Ferries depart from Mykonos Old Port (Chora) several times daily, typically between 9 AM and 1 PM. The crossing takes about 30 minutes. Return boats run until late afternoon. No ferries operate on Mondays, and the site is closed.
How long do you need on Delos?
Plan at least 3 to 4 hours to cover the main highlights at a reasonable pace. Archaeology enthusiasts may want a full day. The site closes at 3 PM in low season and around 8 PM in summer.
Is Delos open year-round?
The site is open Tuesday through Sunday, closed Mondays. Ferry services are seasonal and limited in winter. April through October is the best time to visit, with the site fully accessible and ferries running frequently.
Can you stay overnight on Delos?
No. Delos is uninhabited and overnight stays are strictly prohibited. All visitors must leave on the last ferry back to Mykonos or other Cycladic islands.
Is there a museum on Delos?
Yes, the Delos Archaeological Museum on the island houses an outstanding collection of sculptures, mosaics, and objects excavated from the site, including the original marble lions from the Terrace of the Lions.
Do I need a guide to visit Delos?
A guide is strongly recommended.

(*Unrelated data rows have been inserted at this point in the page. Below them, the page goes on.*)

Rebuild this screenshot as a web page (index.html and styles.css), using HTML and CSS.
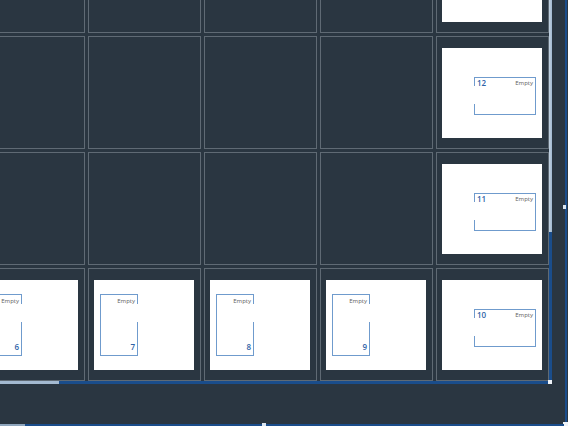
FILE: index.html
```html
<!DOCTYPE html>
<html lang="en">
<head>
    <meta charset="UTF-8">
    <meta name="viewport" content="width=device-width, initial-scale=1.0">
    <title>Rooms</title>
    <link rel="stylesheet" href="styles.css">
</head>
<body>
    <div class="stage">
        <div class="area">
            <div class="frame">
                <div class="board">
                    <div class="grid">
                        <div class="cell"></div>
                        <div class="cell"></div>
                        <div class="cell"></div>
                        <div class="cell"></div>
                        <div class="cell">
                            <div class="card east"></div>
                        </div>

                        <div class="cell"></div>
                        <div class="cell"></div>
                        <div class="cell"></div>
                        <div class="cell"></div>
                        <div class="cell">
                            <div class="card east">
                                <div class="room wide"><span class="num">12</span><span class="status">Empty</span></div>
                            </div>
                        </div>

                        <div class="cell"></div>
                        <div class="cell"></div>
                        <div class="cell"></div>
                        <div class="cell"></div>
                        <div class="cell">
                            <div class="card east">
                                <div class="room wide"><span class="num">11</span><span class="status">Empty</span></div>
                            </div>
                        </div>

                        <div class="cell">
                            <div class="card south">
                                <div class="room tall"><span class="status">Empty</span><span class="num">6</span></div>
                            </div>
                        </div>
                        <div class="cell">
                            <div class="card south">
                                <div class="room tall"><span class="status">Empty</span><span class="num">7</span></div>
                            </div>
                        </div>
                        <div class="cell">
                            <div class="card south">
                                <div class="room tall"><span class="status">Empty</span><span class="num">8</span></div>
                            </div>
                        </div>
                        <div class="cell">
                            <div class="card south">
                                <div class="room tall"><span class="status">Empty</span><span class="num">9</span></div>
                            </div>
                        </div>
                        <div class="cell">
                            <div class="card east">
                                <div class="room wide"><span class="num">10</span><span class="status">Empty</span></div>
                            </div>
                        </div>
                    </div>
                </div>
                <div class="vbar"><div class="thumb"></div><div class="track"></div></div>
                <div class="hbar"><div class="thumb"></div><div class="track"></div></div>
                <div class="knob"></div>
            </div>
        </div>
        <div class="rail-y"><div class="line"></div><span class="handle"></span></div>
        <div class="rail-x"><div class="lite"></div><div class="line"></div><span class="handle"></span></div>
        <div class="rail-corner"></div>
    </div>
</body>
</html>
```

FILE: styles.css
```css
html, body {
    height: 100%;
    margin: 0;
}

body {
    background-color: #2a3641;
    font-family: "Open Sans", "Liberation Sans", sans-serif;
    overflow: hidden;
    user-select: none;
}

.stage {
    display: grid;
    grid-template-columns: 564px 4px;
    grid-template-rows: 422px 4px;
}

.frame {
    display: grid;
    grid-template-columns: 549px 3px;
    grid-template-rows: 381px 3px;
    width: 552px;
}

.board {
    overflow: hidden;
}

.grid {
    display: grid;
    grid-template-columns: repeat(5, 113px);
    grid-auto-rows: 113px;
    gap: 3px;
    width: max-content;
    margin: -80px 0 0 -28px;
}

.cell {
    box-sizing: border-box;
    border: 1px solid #5f6a74;
    display: flex;
    align-items: center;
    justify-content: center;
}

.card {
    box-sizing: border-box;
    width: 100px;
    height: 90px;
    margin-right: 1px;
    background: #ffffff;
    display: flex;
}

.card.east {
    justify-content: flex-end;
    align-items: flex-start;
    padding: 29px 6px 0 0;
}

.card.south {
    justify-content: flex-start;
    align-items: center;
    padding-left: 6px;
}

.room {
    position: relative;
    box-sizing: border-box;
    border: 1px solid #6f9bcd;
    display: flex;
}

/* opening in the wall */
.room::after {
    content: "";
    position: absolute;
    width: 1px;
    height: 18px;
    background: #ffffff;
}

.room.wide {
    width: 62px;
    height: 38px;
    justify-content: space-between;
    align-items: flex-start;
    padding: 0 2px;
}

.room.wide::after {
    left: -1px;
    top: 8px;
}

.room.tall {
    width: 38px;
    height: 62px;
    flex-direction: column;
    justify-content: space-between;
    align-items: flex-end;
    padding: 2px 2px 3px;
}

.room.tall::after {
    right: -1px;
    top: 9px;
}

.num {
    font-size: 8px;
    line-height: 10px;
    font-weight: 600;
    color: #2e63a7;
}

.status {
    font-size: 6px;
    line-height: 8px;
    color: #5c5c5c;
}

.room.wide .status {
    margin-top: 1px;
}

.vbar, .hbar {
    display: flex;
}

.vbar {
    flex-direction: column;
}

.vbar .thumb {
    height: 232px;
    background: linear-gradient(to right, #c3d3e3, #9fb7cf);
}

.hbar .thumb {
    width: 59px;
    background: #a3b9d0;
}

.vbar .track, .hbar .track {
    flex: 1;
    background: #1a4d8b;
}

.knob {
    width: 4px;
    height: 4px;
    margin: -1px 0 0 -1px;
    background: #eef3f8;
}

.rail-y {
    position: relative;
}

.rail-y .line {
    width: 2px;
    height: 100%;
    margin-left: 1px;
    background: #1a4d8b;
}

.rail-x {
    position: relative;
    display: flex;
    align-items: flex-end;
}

.rail-x .lite {
    width: 25px;
    height: 2px;
    background: #8fa6bd;
}

.rail-x .line {
    flex: 1;
    height: 2px;
    background: #1a4d8b;
}

.handle {
    position: absolute;
    background: #dbe6f1;
}

.rail-y .handle {
    top: 205px;
    left: -1px;
    width: 3px;
    height: 4px;
}

.rail-x .handle {
    left: 262px;
    top: 1px;
    width: 4px;
    height: 3px;
}

.rail-corner {
    margin-left: -1px;
    width: 5px;
    background: #eef3f8;
}
```
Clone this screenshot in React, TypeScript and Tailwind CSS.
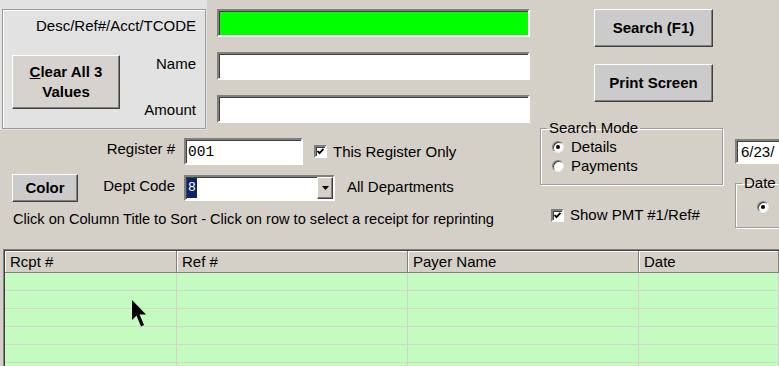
import React from "react";

const sunken =
  "border-2 border-t-[#808080] border-l-[#808080] border-b-white border-r-white shadow-[inset_1px_1px_0_#404040]";
const raised =
  "border border-t-white border-l-white border-r-[#404040] border-b-[#404040] shadow-[inset_-1px_-1px_0_#808080]";

function Checkbox() {
  return (
    <div className={`w-[13px] h-[13px] bg-white ${sunken} flex items-center justify-center shrink-0`}>
      <svg width="9" height="9" viewBox="0 0 9 9">
        <polyline points="1.5,4 3.5,6.2 7.5,1.8" fill="none" stroke="#000" strokeWidth="1.8" />
      </svg>
    </div>
  );
}

function Radio({ checked }: { checked?: boolean }) {
  return (
    <div className="w-[12px] h-[12px] rounded-full bg-white border border-t-[#808080] border-l-[#808080] border-b-[#e8e8e8] border-r-[#e8e8e8] shadow-[inset_1px_1px_0_#404040] flex items-center justify-center shrink-0">
      {checked && <div className="w-[4px] h-[4px] rounded-full bg-black" />}
    </div>
  );
}

function Group({
  label,
  className,
  children,
}: {
  label: string;
  className: string;
  children: React.ReactNode;
}) {
  return (
    <fieldset
      className={`border border-[#9c9c9c] shadow-[inset_1px_1px_0_#fff,1px_1px_0_#fff] ${className}`}
    >
      <legend className="ml-[6px] px-[2px] whitespace-nowrap leading-[18px]">{label}</legend>
      {children}
    </fieldset>
  );
}

const cols = [
  { title: "Rcpt #", w: "w-[172px]" },
  { title: "Ref #", w: "w-[231px]" },
  { title: "Payer Name", w: "w-[231px]" },
  { title: "Date", w: "flex-1" },
];

export default function App() {
  return (
    <div className="relative w-[779px] h-[366px] overflow-hidden bg-[#d4d0c8] text-black font-['Liberation_Sans',Arial,sans-serif] text-[15px] leading-[18px]">
      <div className="flex h-[249px]">
        {/* left column */}
        <div className="w-[540px] shrink-0">
          <div className="flex">
            <div className="w-[207px] h-[130px] bg-[#e2e2e2] pt-[9px] pl-[2px]">
              <div className="w-[204px] h-[120px] border border-[#9c9c9c] shadow-[inset_1px_1px_0_#fff] flex flex-col">
                <div className="pt-[7px] pr-[9px] text-right whitespace-nowrap">Desc/Ref#/Acct/TCODE</div>
                <div className="flex mt-[20px]">
                  <button
                    className={`ml-[9px] w-[108px] h-[54px] bg-[#d6d3ce] ${raised} font-bold text-[15px] leading-[20px] flex flex-col items-center justify-center`}
                  >
                    <span>
                      <span className="underline">C</span>lear All 3
                    </span>
                    <span>Values</span>
                  </button>
                  <div className="flex-1 pr-[9px] text-right">
                    <div>Name</div>
                    <div className="mt-[28px]">Amount</div>
                  </div>
                </div>
              </div>
            </div>
            <div className="ml-[10px] w-[313px] pt-[9px] flex flex-col gap-[15px]">
              <div className={`h-[28px] bg-[#00ff00] ${sunken}`} />
              <div className={`h-[28px] bg-white ${sunken}`} />
              <div className={`h-[28px] bg-white ${sunken}`} />
            </div>
          </div>

          <div className="mt-[8px] flex items-center h-[27px]">
            <div className="w-[175px] text-right -mt-[6px]">Register #</div>
            <div
              className={`ml-[9px] w-[119px] h-[27px] bg-white ${sunken} pl-[2px] flex items-center font-['Liberation_Mono',monospace] text-[14.5px]`}
            >
              001
            </div>
            <div className="ml-[11px]">
              <Checkbox />
            </div>
            <span className="ml-[6px]">This Register Only</span>
          </div>

          <div className="mt-[9px] flex items-center h-[28px]">
            <div className="w-[175px] flex items-center">
              <button className={`ml-[12px] w-[66px] h-[28px] bg-[#cbcbcb] ${raised} font-bold`}>Color</button>
              <div className="flex-1 text-right -mt-[4px]">Dept Code</div>
            </div>
            <div className={`ml-[9px] w-[151px] h-[26px] bg-white ${sunken} flex items-center pl-[1px]`}>
              <div className="w-[10px] h-[20px] bg-[#0a246a] text-white font-['Liberation_Mono',monospace] text-[13px] leading-[20px] text-center">
                8
              </div>
              <div className="flex-1" />
              <div className={`w-[16px] h-[22px] bg-[#d4d0c8] ${raised} flex items-center justify-center`}>
                <svg width="7" height="4" viewBox="0 0 7 4">
                  <polygon points="0,0 7,0 3.5,4" fill="#000" />
                </svg>
              </div>
            </div>
            <span className="ml-[12px] -mt-[3px]">All Departments</span>
          </div>

          <div className="mt-[8px] pl-[13px] whitespace-nowrap text-[14.6px]">
            Click on Column Title to Sort - Click on row to select a receipt for reprinting
          </div>
        </div>

        {/* middle column */}
        <div className="w-[195px] shrink-0">
          <button className={`ml-[54px] mt-[9px] w-[119px] h-[38px] bg-[#cbcbcb] ${raised} font-bold block`}>
            Search (F1)
          </button>
          <button className={`ml-[54px] mt-[17px] w-[119px] h-[38px] bg-[#cbcbcb] ${raised} font-bold block`}>
            Print Screen
          </button>
          <Group label="Search Mode" className="mt-[17px] w-[183px] h-[66px]">
            <div className="flex items-center h-[19px] ml-[11px]">
              <Radio checked />
              <span className="ml-[7px]">Details</span>
            </div>
            <div className="flex items-center h-[19px] ml-[11px]">
              <Radio />
              <span className="ml-[7px]">Payments</span>
            </div>
          </Group>
          <div className="mt-[21px] ml-[11px] flex items-center">
            <Checkbox />
            <span className="ml-[6px]">Show PMT #1/Ref#</span>
          </div>
        </div>

        {/* right column (clipped by the window edge) */}
        <div className="flex-1 pt-[139px]">
          <div className={`w-[80px] h-[25px] bg-white ${sunken} pl-[4px] flex items-center whitespace-nowrap`}>
            6/23/
          </div>
          <Group label="Date" className="mt-[10px] w-[80px] h-[54px]">
            <div className="flex items-center h-[19px] ml-[21px] mt-[5px] whitespace-nowrap">
              <Radio checked />
            </div>
          </Group>
        </div>
      </div>

      {/* results grid */}
      <div className="ml-[3px] border-t border-l border-[#808080]">
        <div className="border-t border-l border-[#404040]">
          <div className="flex h-[22px] bg-[#d4d0c8] border-b border-[#808080]">
            {cols.map((c) => (
              <div
                key={c.title}
                className={`${c.w} shrink-0 h-full border-r border-[#808080] shadow-[inset_1px_1px_0_#fff] pl-[5px] flex items-center`}
              >
                {c.title}
              </div>
            ))}
          </div>
          {[0, 1, 2, 3, 4, 5].map((r) => (
            <div key={r} className="flex h-[18px] bg-[#c3fbc1] border-b border-[#d3d8c9]">
              {cols.map((c) => (
                <div key={c.title} className={`${c.w} shrink-0 h-full border-r border-[#d3d3c9]`} />
              ))}
            </div>
          ))}
        </div>
      </div>

      {/* mouse pointer */}
      <svg className="absolute left-[132px] top-[300px]" width="16" height="28" viewBox="0 0 16 28">
        <polygon points="0,0 0,20 4.5,15.5 9,26.5 12,25 7.5,14.5 14,14.5" fill="#000" />
      </svg>
    </div>
  );
}
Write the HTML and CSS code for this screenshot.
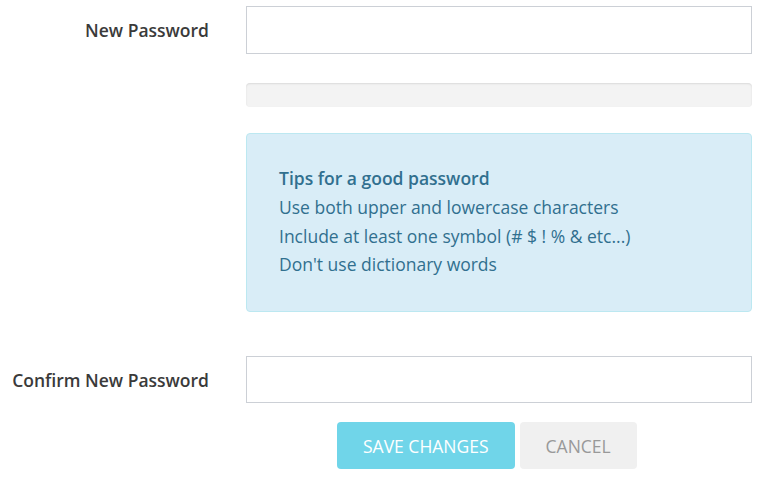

The site is vast, poorly labeled, and much of the significance of what you are seeing requires context. Guided tours from Mykonos are the most convenient option and ensure you get the most from the visit.
What should I bring to Delos?
Sun protection is essential—there is no shade on the island. Bring plenty of water, sturdy shoes for uneven ancient paving, and a hat. There is a small café near the museum but supplies are limited and expensive.